Pick out each line containing the string "Emit".

# RECORDS FOR THIS EXERCISE
....

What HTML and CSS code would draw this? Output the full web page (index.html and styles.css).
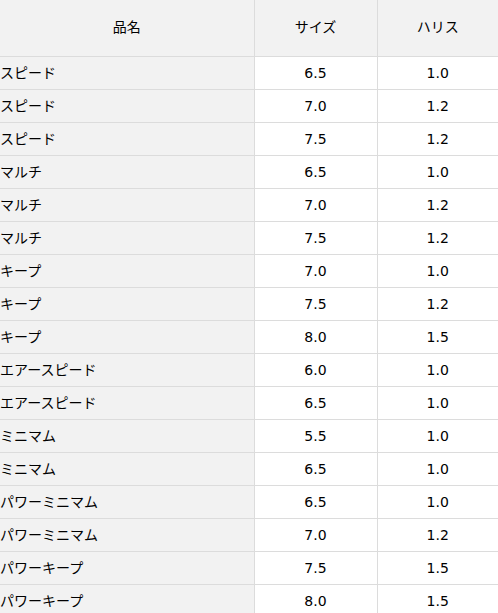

....

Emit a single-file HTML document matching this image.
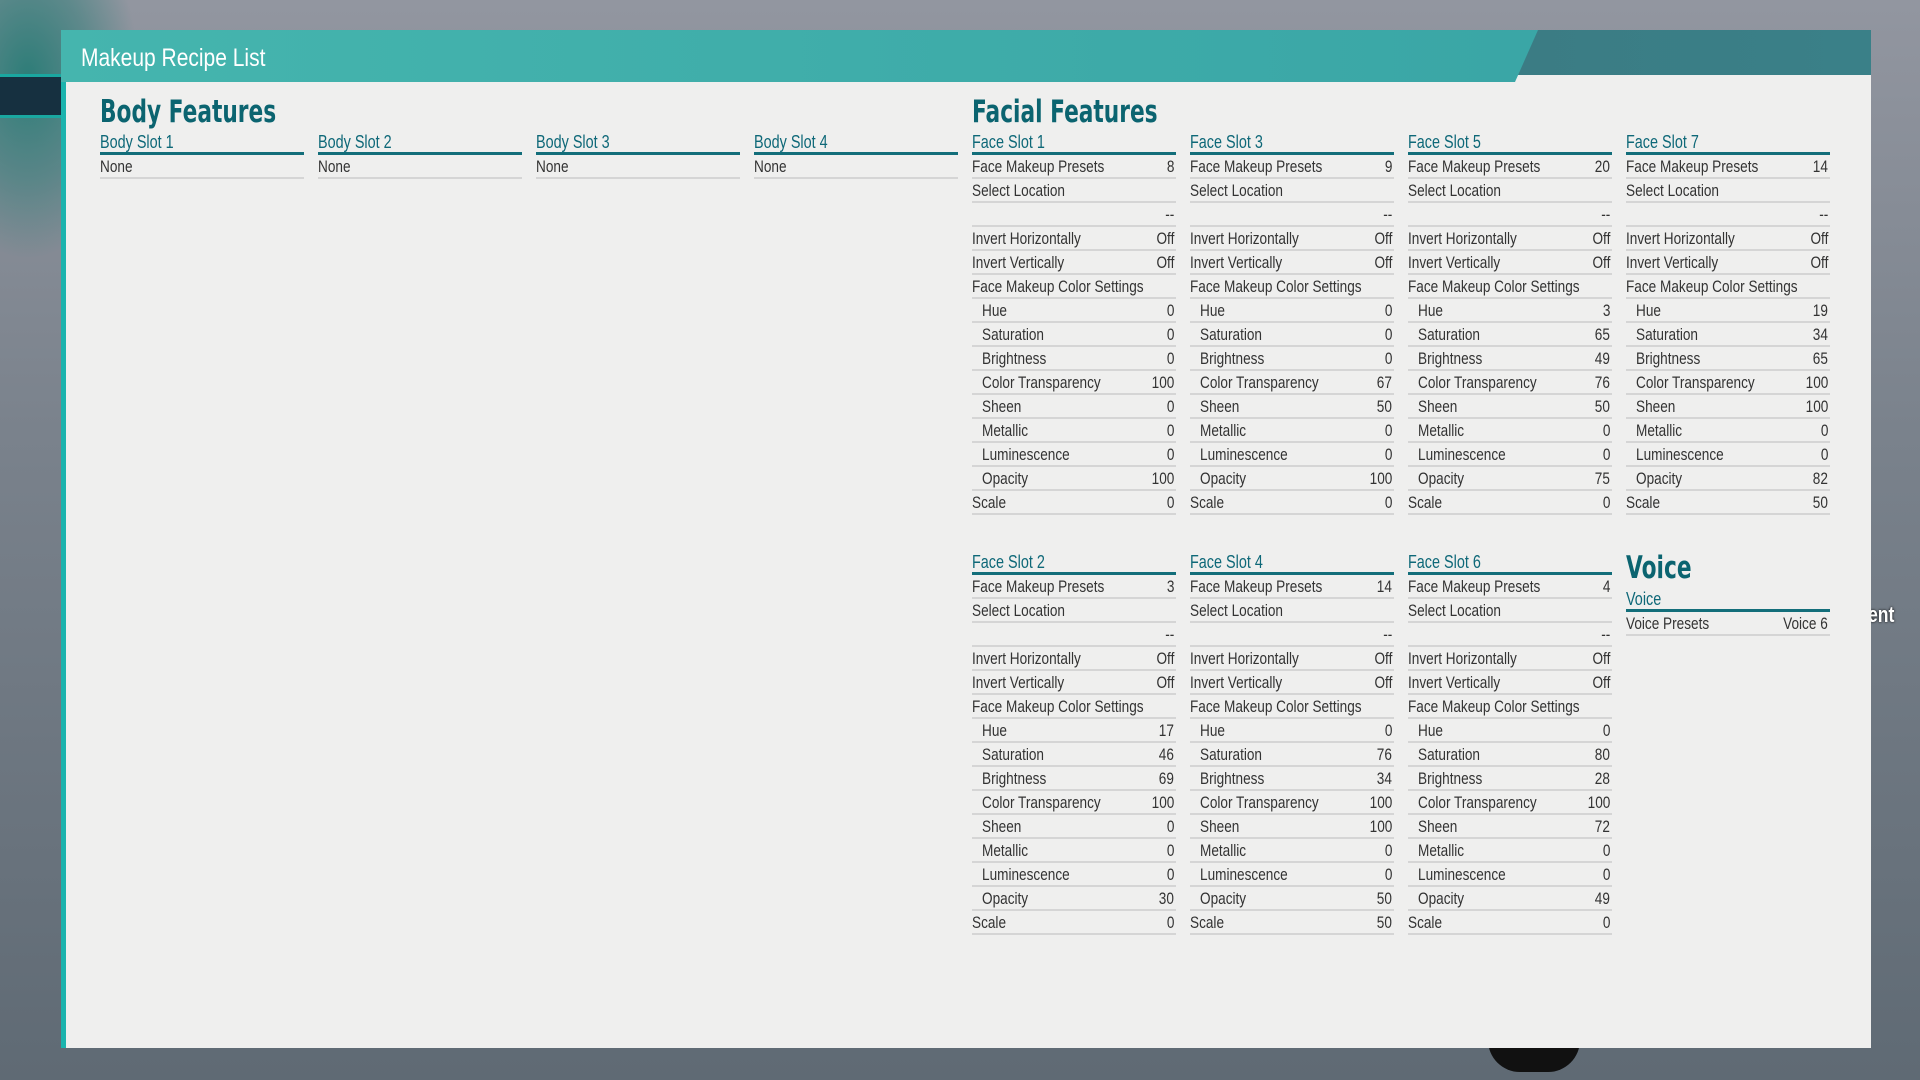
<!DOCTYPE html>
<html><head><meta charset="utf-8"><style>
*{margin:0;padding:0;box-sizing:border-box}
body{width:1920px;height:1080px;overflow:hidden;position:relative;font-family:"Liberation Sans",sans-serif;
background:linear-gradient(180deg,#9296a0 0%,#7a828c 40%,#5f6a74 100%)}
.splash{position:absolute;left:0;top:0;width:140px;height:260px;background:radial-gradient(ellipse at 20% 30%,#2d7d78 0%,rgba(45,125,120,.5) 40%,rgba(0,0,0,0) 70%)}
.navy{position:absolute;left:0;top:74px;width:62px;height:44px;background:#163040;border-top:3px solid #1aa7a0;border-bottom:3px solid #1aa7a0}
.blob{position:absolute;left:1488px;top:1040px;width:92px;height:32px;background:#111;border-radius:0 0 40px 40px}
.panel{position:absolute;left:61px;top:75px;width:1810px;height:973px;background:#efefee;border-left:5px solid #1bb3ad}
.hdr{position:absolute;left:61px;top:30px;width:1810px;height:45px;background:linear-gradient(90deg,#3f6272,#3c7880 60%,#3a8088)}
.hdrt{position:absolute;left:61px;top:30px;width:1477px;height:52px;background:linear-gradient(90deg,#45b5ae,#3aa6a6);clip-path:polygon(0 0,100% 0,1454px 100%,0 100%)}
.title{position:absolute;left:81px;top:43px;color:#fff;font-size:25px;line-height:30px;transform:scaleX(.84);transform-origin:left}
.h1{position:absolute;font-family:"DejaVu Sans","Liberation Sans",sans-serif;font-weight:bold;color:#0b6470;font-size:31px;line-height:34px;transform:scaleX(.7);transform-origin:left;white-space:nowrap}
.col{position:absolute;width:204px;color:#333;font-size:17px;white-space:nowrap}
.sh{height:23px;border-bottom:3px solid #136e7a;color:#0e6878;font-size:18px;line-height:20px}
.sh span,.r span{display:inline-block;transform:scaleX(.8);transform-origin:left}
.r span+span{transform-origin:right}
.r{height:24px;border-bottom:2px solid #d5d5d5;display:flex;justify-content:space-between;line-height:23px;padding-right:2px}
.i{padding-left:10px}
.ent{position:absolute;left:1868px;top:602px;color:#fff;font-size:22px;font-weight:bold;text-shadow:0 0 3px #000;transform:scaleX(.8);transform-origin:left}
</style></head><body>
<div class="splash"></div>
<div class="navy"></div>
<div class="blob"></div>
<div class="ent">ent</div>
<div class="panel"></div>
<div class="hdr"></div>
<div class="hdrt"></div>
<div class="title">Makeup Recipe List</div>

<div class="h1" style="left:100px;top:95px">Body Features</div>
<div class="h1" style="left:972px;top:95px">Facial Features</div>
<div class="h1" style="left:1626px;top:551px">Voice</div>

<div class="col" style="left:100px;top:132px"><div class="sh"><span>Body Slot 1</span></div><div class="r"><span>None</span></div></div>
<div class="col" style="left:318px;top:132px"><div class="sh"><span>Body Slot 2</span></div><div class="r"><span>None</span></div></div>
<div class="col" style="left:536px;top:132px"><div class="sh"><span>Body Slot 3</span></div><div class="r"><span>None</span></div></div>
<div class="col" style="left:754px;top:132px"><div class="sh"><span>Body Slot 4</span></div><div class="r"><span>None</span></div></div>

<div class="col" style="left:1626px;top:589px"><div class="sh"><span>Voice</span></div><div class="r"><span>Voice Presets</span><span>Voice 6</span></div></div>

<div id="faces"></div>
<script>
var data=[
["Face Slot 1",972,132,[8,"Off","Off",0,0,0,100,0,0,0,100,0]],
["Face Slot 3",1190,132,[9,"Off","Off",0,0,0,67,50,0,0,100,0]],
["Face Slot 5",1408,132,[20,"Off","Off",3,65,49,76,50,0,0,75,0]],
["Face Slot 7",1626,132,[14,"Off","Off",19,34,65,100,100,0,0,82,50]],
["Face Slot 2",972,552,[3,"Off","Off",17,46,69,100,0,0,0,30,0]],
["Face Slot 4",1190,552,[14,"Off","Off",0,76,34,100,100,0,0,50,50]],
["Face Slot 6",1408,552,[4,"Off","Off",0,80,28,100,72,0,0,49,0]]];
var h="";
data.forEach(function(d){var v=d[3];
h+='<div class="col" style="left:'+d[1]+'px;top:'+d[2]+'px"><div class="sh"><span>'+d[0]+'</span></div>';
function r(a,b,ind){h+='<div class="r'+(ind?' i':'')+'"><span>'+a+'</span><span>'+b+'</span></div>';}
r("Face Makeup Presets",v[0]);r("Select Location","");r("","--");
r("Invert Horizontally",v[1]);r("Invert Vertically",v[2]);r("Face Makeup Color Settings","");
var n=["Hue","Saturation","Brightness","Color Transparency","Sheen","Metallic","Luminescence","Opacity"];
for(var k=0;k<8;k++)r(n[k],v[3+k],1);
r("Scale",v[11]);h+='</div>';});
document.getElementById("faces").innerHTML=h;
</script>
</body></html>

....

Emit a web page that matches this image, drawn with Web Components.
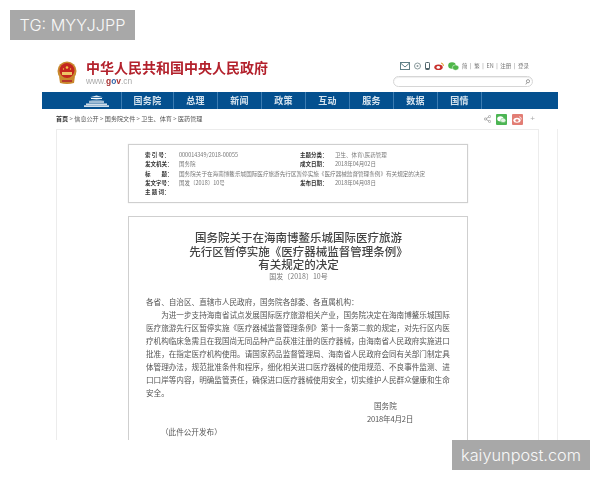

....

# RESULT BELOW
Emit a single-file HTML document matching this image.
Emit a web page that matches this image, drawn with Web Components.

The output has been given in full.